- Requirement
Below is some material; set it all down exactly, apart from the pictures.

┌──

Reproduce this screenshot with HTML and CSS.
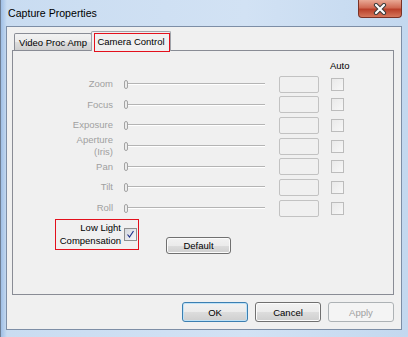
FILE: index.html
```html
<!DOCTYPE html>
<html lang="en">
  <head>
    <meta charset="UTF-8" />
    <meta name="viewport" content="width=device-width, initial-scale=1.0" />
    <title>Capture Properties</title>
    <link rel="stylesheet" href="styles.css">
  </head>
  <body>
    <div class="window">
      <div class="titlebar">
        <span class="title">Capture Properties</span>
        <div class="close">
          <svg width="16" height="12" viewBox="0 0 16 12">
            <path d="M4 2 L12 10 M12 2 L4 10" stroke="#3b3b3b" stroke-width="4.2" stroke-linecap="round" />
            <path d="M4 2 L12 10 M12 2 L4 10" stroke="#ffffff" stroke-width="2.2" stroke-linecap="round" />
          </svg>
        </div>
      </div>

      <div class="client">
        <div class="tabs">
          <div class="tab">Video Proc Amp</div>
          <div class="tab active">Camera Control</div>
        </div>

        <div class="page">
          <div class="controls">
            <div class="auto-head">Auto</div>

            <div class="label">Zoom</div>
            <div class="slider"><span class="thumb"></span><span class="track"></span></div>
            <div class="edit"></div>
            <div class="check"></div>

            <div class="label">Focus</div>
            <div class="slider"><span class="thumb"></span><span class="track"></span></div>
            <div class="edit"></div>
            <div class="check"></div>

            <div class="label">Exposure</div>
            <div class="slider"><span class="thumb"></span><span class="track"></span></div>
            <div class="edit"></div>
            <div class="check"></div>

            <div class="label">Aperture<br />(Iris)</div>
            <div class="slider"><span class="thumb"></span><span class="track"></span></div>
            <div class="edit"></div>
            <div class="check"></div>

            <div class="label">Pan</div>
            <div class="slider"><span class="thumb"></span><span class="track"></span></div>
            <div class="edit"></div>
            <div class="check"></div>

            <div class="label">Tilt</div>
            <div class="slider"><span class="thumb"></span><span class="track"></span></div>
            <div class="edit"></div>
            <div class="check"></div>

            <div class="label">Roll</div>
            <div class="slider"><span class="thumb"></span><span class="track"></span></div>
            <div class="edit"></div>
            <div class="check"></div>
          </div>

          <div class="extra">
            <div class="lowlight">
              <span class="lowlight-text">Low Light<br />Compensation</span>
              <span class="check checked">
                <svg width="11" height="11" viewBox="0 0 11 11">
                  <path d="M2.5 5.5 L4.5 8 L8.5 2" fill="none" stroke="#22348c" stroke-width="1.2" />
                </svg>
              </span>
            </div>
            <button class="btn default-btn">Default</button>
          </div>
        </div>

        <div class="buttons">
          <button class="btn ok">OK</button>
          <button class="btn">Cancel</button>
          <button class="btn disabled">Apply</button>
        </div>
      </div>
    </div>
  </body>
</html>
```

FILE: styles.css
```css
body {
  margin: 0;
  font-family: "Liberation Sans", Arial, sans-serif;
  font-size: 9.5px;
}

.window {
  width: 408px;
  height: 337px;
  box-sizing: border-box;
  border-left: 1px solid #6f7f95;
  background: linear-gradient(90deg, #9fbfe6 0, #c9dcf1 6px, #d2e2f4 60%, #c3d8ef 100%);
  display: flex;
  flex-direction: column;
}

.titlebar {
  height: 26px;
  display: flex;
  align-items: flex-start;
}

.title {
  padding-left: 7px;
  line-height: 26px;
  font-size: 10.6px;
  color: #000;
}

.close {
  margin-left: auto;
  margin-right: 6px;
  width: 44px;
  height: 18px;
  box-sizing: border-box;
  border: 1px solid #7a3226;
  border-top: none;
  border-radius: 0 0 4px 4px;
  background: linear-gradient(#e9a995, #d06a53 45%, #b9402a 55%, #d6775c);
  display: flex;
  align-items: center;
  justify-content: center;
}

.client {
  margin-left: 5px;
  width: 396px;
  height: 304px;
  box-sizing: border-box;
  border: 1px solid #7d8ea6;
  background: #f0f0f0;
  padding: 4px 7px 0 5px;
  display: flex;
  flex-direction: column;
}

.tabs {
  height: 19px;
  display: flex;
  align-items: flex-end;
  padding-left: 2px;
}

.tab {
  width: 78px;
  height: 17px;
  box-sizing: border-box;
  border: 1px solid #898c95;
  border-bottom: none;
  border-radius: 2px 2px 0 0;
  background: linear-gradient(#f2f2f2, #ebebeb 50%, #dddddd 50%, #cfcfcf);
  text-align: center;
  line-height: 17px;
  color: #000;
}

.tab.active {
  position: relative;
  width: 80px;
  height: 20px;
  margin-left: -1px;
  margin-bottom: -1px;
  border-color: #a0a3aa;
  background: #f0f0f0;
  line-height: 20px;
  z-index: 1;
}

/* red highlight drawn over the selected tab */
.tab.active::after {
  content: "";
  position: absolute;
  left: 2px;
  top: 1px;
  width: 76px;
  height: 19px;
  box-sizing: border-box;
  border: 1px solid #e3101c;
}

.page {
  height: 245px;
  box-sizing: border-box;
  border: 1px solid #898c95;
  background: #f0f0f0;
  padding-top: 8px;
}

.controls {
  display: grid;
  grid-template-columns: 100px 152px 54px 25px;
  grid-template-rows: 13px;
  grid-auto-rows: 17px;
  row-gap: 3.67px;
}

.auto-head {
  grid-column: 4;
  padding-left: 11px;
  line-height: 13px;
  white-space: nowrap;
  color: #000;
}

.label {
  grid-column: 1;
  align-self: center;
  text-align: right;
  line-height: 12px;
  color: #a0a0a0;
}

.slider {
  margin-left: 11px;
  display: flex;
  align-items: center;
}

.thumb {
  width: 4px;
  height: 9px;
  box-sizing: border-box;
  border: 1px solid #a4a4a4;
  border-radius: 2px;
  background: #ececec;
}

.track {
  flex: 1;
  height: 1px;
  border-top: 1px solid #b4b4b4;
  background: #ffffff;
}

.edit {
  justify-self: end;
  width: 40px;
  box-sizing: border-box;
  border: 1px solid #c2c2c2;
  border-radius: 2px;
  background: #f0f0f0;
}

.check {
  justify-self: end;
  align-self: center;
  width: 13px;
  height: 13px;
  box-sizing: border-box;
  border: 1px solid #bcbcbc;
  background: linear-gradient(135deg, #e9e9e9, #f7f7f7);
}

.extra {
  margin-top: 2px;
  display: flex;
  align-items: flex-start;
}

.lowlight {
  margin-left: 42px;
  width: 84px;
  height: 31px;
  box-sizing: border-box;
  border: 1px solid #e3101c;
  display: flex;
  align-items: center;
  justify-content: flex-end;
  padding-right: 1px;
}

.lowlight-text {
  text-align: right;
  line-height: 13px;
  color: #000;
}

.check.checked {
  margin-left: 3px;
  border-color: #8e8f8f;
  background: linear-gradient(135deg, #d4d8de, #f6f7f9);
  display: flex;
  align-items: center;
  justify-content: center;
}

.btn {
  font-family: "Liberation Sans", Arial, sans-serif;
  font-size: 9.5px;
  color: #000;
  width: 66px;
  height: 20px;
  padding: 0;
  box-sizing: border-box;
  border: 1px solid #707070;
  border-radius: 3px;
  background: linear-gradient(#f2f2f2, #ebebeb 50%, #dddddd 50%, #cfcfcf);
  box-shadow: inset 0 0 0 1px #fbfbfb;
}

.default-btn {
  margin-left: 27px;
  margin-top: 18px;
  width: 65px;
  height: 17px;
}

.buttons {
  margin-top: 7px;
  display: flex;
  justify-content: flex-end;
  gap: 7px;
}

.btn.ok {
  border-color: #3c7fb1;
  box-shadow: inset 0 0 0 1px #bfe2f7;
}

.btn.disabled {
  border-color: #adb2b5;
  background: #f4f4f4;
  color: #a0a0a0;
  box-shadow: none;
}
```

└──

- Response below
Reproduce this screenshot with HTML and CSS.
FILE: index.html
```html
<!DOCTYPE html>
<html lang="en">
  <head>
    <meta charset="UTF-8" />
    <meta name="viewport" content="width=device-width, initial-scale=1.0" />
    <title>Capture Properties</title>
    <link rel="stylesheet" href="styles.css">
  </head>
  <body>
    <div class="window">
      <div class="titlebar">
        <span class="title">Capture Properties</span>
        <div class="close">
          <svg width="16" height="12" viewBox="0 0 16 12">
            <path d="M4 2 L12 10 M12 2 L4 10" stroke="#3b3b3b" stroke-width="4.2" stroke-linecap="round" />
            <path d="M4 2 L12 10 M12 2 L4 10" stroke="#ffffff" stroke-width="2.2" stroke-linecap="round" />
          </svg>
        </div>
      </div>

      <div class="client">
        <div class="tabs">
          <div class="tab">Video Proc Amp</div>
          <div class="tab active">Camera Control</div>
        </div>

        <div class="page">
          <div class="controls">
            <div class="auto-head">Auto</div>

            <div class="label">Zoom</div>
            <div class="slider"><span class="thumb"></span><span class="track"></span></div>
            <div class="edit"></div>
            <div class="check"></div>

            <div class="label">Focus</div>
            <div class="slider"><span class="thumb"></span><span class="track"></span></div>
            <div class="edit"></div>
            <div class="check"></div>

            <div class="label">Exposure</div>
            <div class="slider"><span class="thumb"></span><span class="track"></span></div>
            <div class="edit"></div>
            <div class="check"></div>

            <div class="label">Aperture<br />(Iris)</div>
            <div class="slider"><span class="thumb"></span><span class="track"></span></div>
            <div class="edit"></div>
            <div class="check"></div>

            <div class="label">Pan</div>
            <div class="slider"><span class="thumb"></span><span class="track"></span></div>
            <div class="edit"></div>
            <div class="check"></div>

            <div class="label">Tilt</div>
            <div class="slider"><span class="thumb"></span><span class="track"></span></div>
            <div class="edit"></div>
            <div class="check"></div>

            <div class="label">Roll</div>
            <div class="slider"><span class="thumb"></span><span class="track"></span></div>
            <div class="edit"></div>
            <div class="check"></div>
          </div>

          <div class="extra">
            <div class="lowlight">
              <span class="lowlight-text">Low Light<br />Compensation</span>
              <span class="check checked">
                <svg width="11" height="11" viewBox="0 0 11 11">
                  <path d="M2.5 5.5 L4.5 8 L8.5 2" fill="none" stroke="#22348c" stroke-width="1.2" />
                </svg>
              </span>
            </div>
            <button class="btn default-btn">Default</button>
          </div>
        </div>

        <div class="buttons">
          <button class="btn ok">OK</button>
          <button class="btn">Cancel</button>
          <button class="btn disabled">Apply</button>
        </div>
      </div>
    </div>
  </body>
</html>
```

FILE: styles.css
```css
body {
  margin: 0;
  font-family: "Liberation Sans", Arial, sans-serif;
  font-size: 9.5px;
}

.window {
  width: 408px;
  height: 337px;
  box-sizing: border-box;
  border-left: 1px solid #6f7f95;
  background: linear-gradient(90deg, #9fbfe6 0, #c9dcf1 6px, #d2e2f4 60%, #c3d8ef 100%);
  display: flex;
  flex-direction: column;
}

.titlebar {
  height: 26px;
  display: flex;
  align-items: flex-start;
}

.title {
  padding-left: 7px;
  line-height: 26px;
  font-size: 10.6px;
  color: #000;
}

.close {
  margin-left: auto;
  margin-right: 6px;
  width: 44px;
  height: 18px;
  box-sizing: border-box;
  border: 1px solid #7a3226;
  border-top: none;
  border-radius: 0 0 4px 4px;
  background: linear-gradient(#e9a995, #d06a53 45%, #b9402a 55%, #d6775c);
  display: flex;
  align-items: center;
  justify-content: center;
}

.client {
  margin-left: 5px;
  width: 396px;
  height: 304px;
  box-sizing: border-box;
  border: 1px solid #7d8ea6;
  background: #f0f0f0;
  padding: 4px 7px 0 5px;
  display: flex;
  flex-direction: column;
}

.tabs {
  height: 19px;
  display: flex;
  align-items: flex-end;
  padding-left: 2px;
}

.tab {
  width: 78px;
  height: 17px;
  box-sizing: border-box;
  border: 1px solid #898c95;
  border-bottom: none;
  border-radius: 2px 2px 0 0;
  background: linear-gradient(#f2f2f2, #ebebeb 50%, #dddddd 50%, #cfcfcf);
  text-align: center;
  line-height: 17px;
  color: #000;
}

.tab.active {
  position: relative;
  width: 80px;
  height: 20px;
  margin-left: -1px;
  margin-bottom: -1px;
  border-color: #a0a3aa;
  background: #f0f0f0;
  line-height: 20px;
  z-index: 1;
}

/* red highlight drawn over the selected tab */
.tab.active::after {
  content: "";
  position: absolute;
  left: 2px;
  top: 1px;
  width: 76px;
  height: 19px;
  box-sizing: border-box;
  border: 1px solid #e3101c;
}

.page {
  height: 245px;
  box-sizing: border-box;
  border: 1px solid #898c95;
  background: #f0f0f0;
  padding-top: 8px;
}

.controls {
  display: grid;
  grid-template-columns: 100px 152px 54px 25px;
  grid-template-rows: 13px;
  grid-auto-rows: 17px;
  row-gap: 3.67px;
}

.auto-head {
  grid-column: 4;
  padding-left: 11px;
  line-height: 13px;
  white-space: nowrap;
  color: #000;
}

.label {
  grid-column: 1;
  align-self: center;
  text-align: right;
  line-height: 12px;
  color: #a0a0a0;
}

.slider {
  margin-left: 11px;
  display: flex;
  align-items: center;
}

.thumb {
  width: 4px;
  height: 9px;
  box-sizing: border-box;
  border: 1px solid #a4a4a4;
  border-radius: 2px;
  background: #ececec;
}

.track {
  flex: 1;
  height: 1px;
  border-top: 1px solid #b4b4b4;
  background: #ffffff;
}

.edit {
  justify-self: end;
  width: 40px;
  box-sizing: border-box;
  border: 1px solid #c2c2c2;
  border-radius: 2px;
  background: #f0f0f0;
}

.check {
  justify-self: end;
  align-self: center;
  width: 13px;
  height: 13px;
  box-sizing: border-box;
  border: 1px solid #bcbcbc;
  background: linear-gradient(135deg, #e9e9e9, #f7f7f7);
}

.extra {
  margin-top: 2px;
  display: flex;
  align-items: flex-start;
}

.lowlight {
  margin-left: 42px;
  width: 84px;
  height: 31px;
  box-sizing: border-box;
  border: 1px solid #e3101c;
  display: flex;
  align-items: center;
  justify-content: flex-end;
  padding-right: 1px;
}

.lowlight-text {
  text-align: right;
  line-height: 13px;
  color: #000;
}

.check.checked {
  margin-left: 3px;
  border-color: #8e8f8f;
  background: linear-gradient(135deg, #d4d8de, #f6f7f9);
  display: flex;
  align-items: center;
  justify-content: center;
}

.btn {
  font-family: "Liberation Sans", Arial, sans-serif;
  font-size: 9.5px;
  color: #000;
  width: 66px;
  height: 20px;
  padding: 0;
  box-sizing: border-box;
  border: 1px solid #707070;
  border-radius: 3px;
  background: linear-gradient(#f2f2f2, #ebebeb 50%, #dddddd 50%, #cfcfcf);
  box-shadow: inset 0 0 0 1px #fbfbfb;
}

.default-btn {
  margin-left: 27px;
  margin-top: 18px;
  width: 65px;
  height: 17px;
}

.buttons {
  margin-top: 7px;
  display: flex;
  justify-content: flex-end;
  gap: 7px;
}

.btn.ok {
  border-color: #3c7fb1;
  box-shadow: inset 0 0 0 1px #bfe2f7;
}

.btn.disabled {
  border-color: #adb2b5;
  background: #f4f4f4;
  color: #a0a0a0;
  box-shadow: none;
}
```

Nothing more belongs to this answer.